New map resource – OS six-inch England and Wales, 1842-1952
We are very pleased to announce the availability of a new website resource – zoomable colour images of the Ordnance Survey’s six-inch to the mile (1:10,560) mapping of England and Wales. All our map digitisation work in recent years has been externally funded, hence the recent expansion of our map images beyond Scotland.
This is the most detailed OS topographic mapping covering all of England and Wales from the 1840s to the 1950s. It was revised for the whole country twice between 1842-1893 and between 1891-1914, and then updated regularly for urban or rapidly changing areas from 1914 to the 1940s.
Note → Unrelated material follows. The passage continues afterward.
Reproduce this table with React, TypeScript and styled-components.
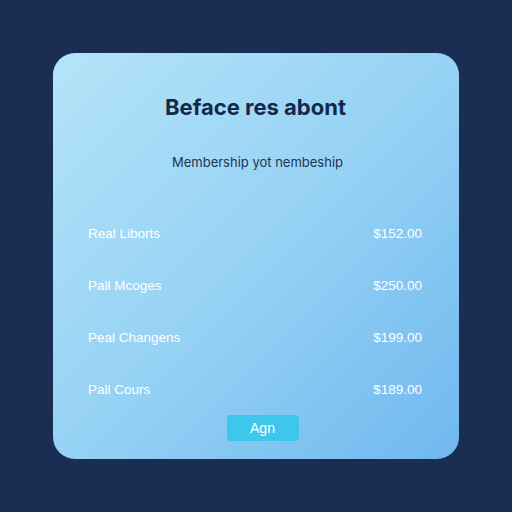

Our holdings are made up of 37,390 sheets, including 35,124 quarter sheets, and 2,237 full sheets.
The maps are immensely valuable for local and family history, allowing most features in the landscape to be shown. The more detailed 25 inch to the mile (or 1:2,500) maps allow specific features to be seen more clearly in urban areas, as well as greater detail for buildings and railways. However, most topographic features on the 25 inch to the mile maps are in fact also shown on the six-inch to the mile maps.
The easiest way of finding sheets is through a clickable graphic index using our ‘Find by Place’ viewer: http://maps.nls.uk/openlayers.cfm?id=39&zoom=6&lat=53.39954&lon=-3.0305
This allows searching through a gazetteer of placenames, street names, postcodes and Grid References, as well as by zooming in on an area of interest with smaller-scale locational mapping as a backdrop.
The sheets are also available via county lists: http://maps.nls.uk/os/6inch-england-and-wales/counties.html
We plan to also make georeferenced mosaics available of the series by the late summer.